Work required:
Leaving out the pictures, transcribe all of the records faithfully.

══ Data records ══

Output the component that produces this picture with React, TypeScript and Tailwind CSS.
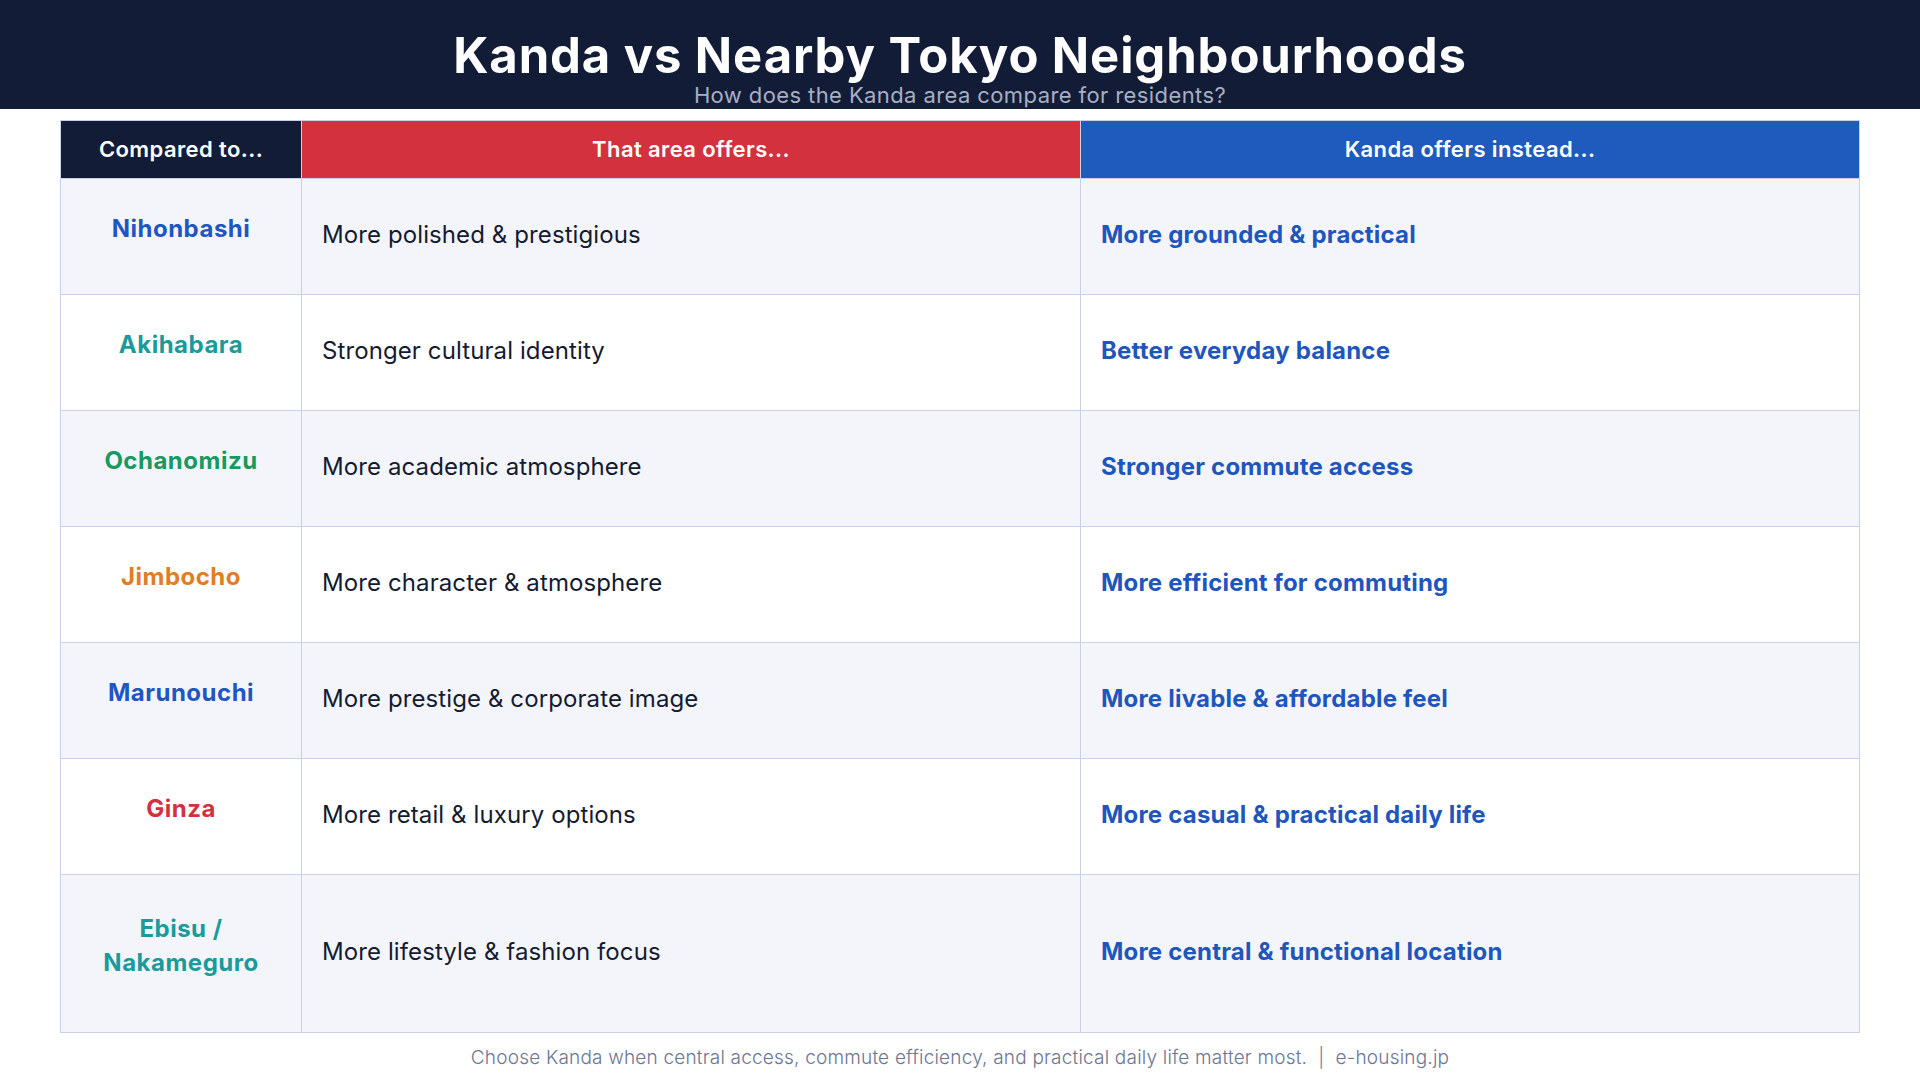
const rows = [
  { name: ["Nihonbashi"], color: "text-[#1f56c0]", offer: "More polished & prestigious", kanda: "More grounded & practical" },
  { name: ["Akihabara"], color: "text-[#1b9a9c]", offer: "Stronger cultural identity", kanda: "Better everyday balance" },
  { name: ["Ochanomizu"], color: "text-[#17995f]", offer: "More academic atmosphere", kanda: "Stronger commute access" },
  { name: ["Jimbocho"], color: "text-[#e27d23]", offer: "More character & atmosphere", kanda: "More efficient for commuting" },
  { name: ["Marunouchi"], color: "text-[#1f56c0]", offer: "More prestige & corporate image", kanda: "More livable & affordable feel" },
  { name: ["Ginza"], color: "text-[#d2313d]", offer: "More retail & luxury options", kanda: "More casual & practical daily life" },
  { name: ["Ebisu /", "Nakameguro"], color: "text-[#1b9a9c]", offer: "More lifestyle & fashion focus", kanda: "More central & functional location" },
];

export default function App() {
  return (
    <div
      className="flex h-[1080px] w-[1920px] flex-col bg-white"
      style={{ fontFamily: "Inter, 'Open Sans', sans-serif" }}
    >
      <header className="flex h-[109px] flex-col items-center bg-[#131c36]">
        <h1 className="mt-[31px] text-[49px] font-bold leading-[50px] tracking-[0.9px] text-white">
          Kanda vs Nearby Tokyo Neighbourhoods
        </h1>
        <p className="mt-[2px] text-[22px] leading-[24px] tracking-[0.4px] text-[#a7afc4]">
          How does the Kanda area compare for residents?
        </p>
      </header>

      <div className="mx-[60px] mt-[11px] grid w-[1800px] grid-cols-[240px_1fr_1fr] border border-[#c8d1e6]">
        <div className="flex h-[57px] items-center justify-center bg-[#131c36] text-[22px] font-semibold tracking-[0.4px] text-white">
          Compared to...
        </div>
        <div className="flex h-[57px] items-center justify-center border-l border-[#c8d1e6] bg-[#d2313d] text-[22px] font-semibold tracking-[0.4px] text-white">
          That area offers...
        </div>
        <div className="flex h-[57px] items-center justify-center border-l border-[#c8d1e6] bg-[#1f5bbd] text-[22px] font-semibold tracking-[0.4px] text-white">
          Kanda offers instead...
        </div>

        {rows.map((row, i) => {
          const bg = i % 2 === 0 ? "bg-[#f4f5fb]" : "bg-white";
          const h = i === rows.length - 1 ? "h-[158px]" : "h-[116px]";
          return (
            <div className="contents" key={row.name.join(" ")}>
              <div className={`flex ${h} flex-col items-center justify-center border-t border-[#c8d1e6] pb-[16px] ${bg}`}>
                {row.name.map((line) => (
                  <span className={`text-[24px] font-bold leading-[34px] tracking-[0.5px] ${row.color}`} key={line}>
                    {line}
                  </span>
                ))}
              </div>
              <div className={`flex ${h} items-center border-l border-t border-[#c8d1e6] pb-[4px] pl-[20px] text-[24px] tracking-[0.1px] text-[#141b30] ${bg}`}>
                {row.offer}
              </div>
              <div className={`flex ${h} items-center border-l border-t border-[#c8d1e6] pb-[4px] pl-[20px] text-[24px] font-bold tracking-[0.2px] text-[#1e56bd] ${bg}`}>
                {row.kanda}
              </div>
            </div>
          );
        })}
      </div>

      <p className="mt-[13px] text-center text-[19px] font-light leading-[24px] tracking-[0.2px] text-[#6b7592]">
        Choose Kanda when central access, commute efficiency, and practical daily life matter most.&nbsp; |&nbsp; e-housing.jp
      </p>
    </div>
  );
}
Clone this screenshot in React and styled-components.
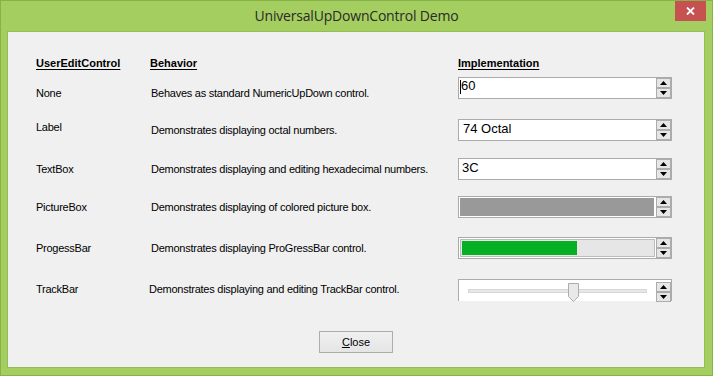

═══

Solution to the problem:
Output the component that produces this picture with React, TypeScript and Tailwind CSS.
const rows = [
  { name: ["Nihonbashi"], color: "text-[#1f56c0]", offer: "More polished & prestigious", kanda: "More grounded & practical" },
  { name: ["Akihabara"], color: "text-[#1b9a9c]", offer: "Stronger cultural identity", kanda: "Better everyday balance" },
  { name: ["Ochanomizu"], color: "text-[#17995f]", offer: "More academic atmosphere", kanda: "Stronger commute access" },
  { name: ["Jimbocho"], color: "text-[#e27d23]", offer: "More character & atmosphere", kanda: "More efficient for commuting" },
  { name: ["Marunouchi"], color: "text-[#1f56c0]", offer: "More prestige & corporate image", kanda: "More livable & affordable feel" },
  { name: ["Ginza"], color: "text-[#d2313d]", offer: "More retail & luxury options", kanda: "More casual & practical daily life" },
  { name: ["Ebisu /", "Nakameguro"], color: "text-[#1b9a9c]", offer: "More lifestyle & fashion focus", kanda: "More central & functional location" },
];

export default function App() {
  return (
    <div
      className="flex h-[1080px] w-[1920px] flex-col bg-white"
      style={{ fontFamily: "Inter, 'Open Sans', sans-serif" }}
    >
      <header className="flex h-[109px] flex-col items-center bg-[#131c36]">
        <h1 className="mt-[31px] text-[49px] font-bold leading-[50px] tracking-[0.9px] text-white">
          Kanda vs Nearby Tokyo Neighbourhoods
        </h1>
        <p className="mt-[2px] text-[22px] leading-[24px] tracking-[0.4px] text-[#a7afc4]">
          How does the Kanda area compare for residents?
        </p>
      </header>

      <div className="mx-[60px] mt-[11px] grid w-[1800px] grid-cols-[240px_1fr_1fr] border border-[#c8d1e6]">
        <div className="flex h-[57px] items-center justify-center bg-[#131c36] text-[22px] font-semibold tracking-[0.4px] text-white">
          Compared to...
        </div>
        <div className="flex h-[57px] items-center justify-center border-l border-[#c8d1e6] bg-[#d2313d] text-[22px] font-semibold tracking-[0.4px] text-white">
          That area offers...
        </div>
        <div className="flex h-[57px] items-center justify-center border-l border-[#c8d1e6] bg-[#1f5bbd] text-[22px] font-semibold tracking-[0.4px] text-white">
          Kanda offers instead...
        </div>

        {rows.map((row, i) => {
          const bg = i % 2 === 0 ? "bg-[#f4f5fb]" : "bg-white";
          const h = i === rows.length - 1 ? "h-[158px]" : "h-[116px]";
          return (
            <div className="contents" key={row.name.join(" ")}>
              <div className={`flex ${h} flex-col items-center justify-center border-t border-[#c8d1e6] pb-[16px] ${bg}`}>
                {row.name.map((line) => (
                  <span className={`text-[24px] font-bold leading-[34px] tracking-[0.5px] ${row.color}`} key={line}>
                    {line}
                  </span>
                ))}
              </div>
              <div className={`flex ${h} items-center border-l border-t border-[#c8d1e6] pb-[4px] pl-[20px] text-[24px] tracking-[0.1px] text-[#141b30] ${bg}`}>
                {row.offer}
              </div>
              <div className={`flex ${h} items-center border-l border-t border-[#c8d1e6] pb-[4px] pl-[20px] text-[24px] font-bold tracking-[0.2px] text-[#1e56bd] ${bg}`}>
                {row.kanda}
              </div>
            </div>
          );
        })}
      </div>

      <p className="mt-[13px] text-center text-[19px] font-light leading-[24px] tracking-[0.2px] text-[#6b7592]">
        Choose Kanda when central access, commute efficiency, and practical daily life matter most.&nbsp; |&nbsp; e-housing.jp
      </p>
    </div>
  );
}
Clone this screenshot in React and styled-components.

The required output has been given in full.